Marie Kondo has become somewhat of a cultural phenomenon for introducing the world to the art of decluttering your physical space. Studies show that cleaning room or desk is not just something your mom used to tell you to annoy you. Turns out, removing clutter from our physical spaces and lives, has been proven to help increase concentration and lower potential risk of stress.
Similarly, the set up of your phone’s homescreen has a similar effect on the mind.
Unlock up our phones between 50 and 100 times a day, our home screen is the first thing we’ll always end up on. Imagine walking in a messy room 100x times a day. That’d be a nightmare. Typically, homescreens will be just this one big messy pile of apps. It usually has a lot of unnecessary apps and potential time-wasters that should not be one finger tap away.
Instead, we propose a more minimalistic way and deliberately which specific apps you should be able to access immediately.Here’s a few things that we suggest, pick & choose as you please.
1. Tools not feeds:
Keep the so-called ‘in & out’ apps which you use for a specific task or purpose and after which you go out of the app. Move all the apps with a scrollable feed to a second or even third page on your phone. Try to really be picky with the apps you keep on the homescreen.
2. Bundle in folders:
All the other apps on your second / third screen should be organised in folders. This does not only looks much tidier, the more ‘opaque’ folders also reduce the visual stimulation from all those shiny app icons.
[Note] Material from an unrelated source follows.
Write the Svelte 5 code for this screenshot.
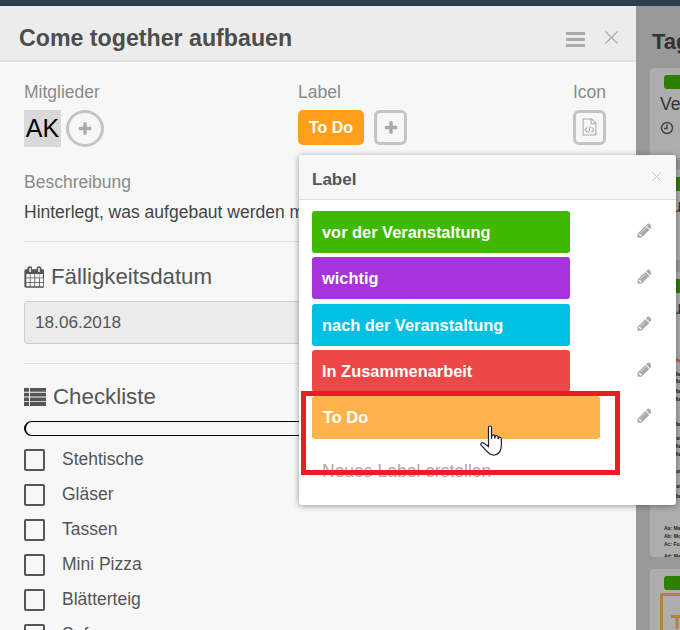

We also recommend using the pull down search function, which is more intentional than relying on that swipe muscle memory.
3. Do a background check:
Pick a soothing image for your background. There’s a some great very minimalist free wallpapers or choose a picture of a recent nature scene on holiday for example.
In the digital age we are being bombarded with constant information & stimuli.
The art of decluttering on & off screen, does show that indeed less, is more.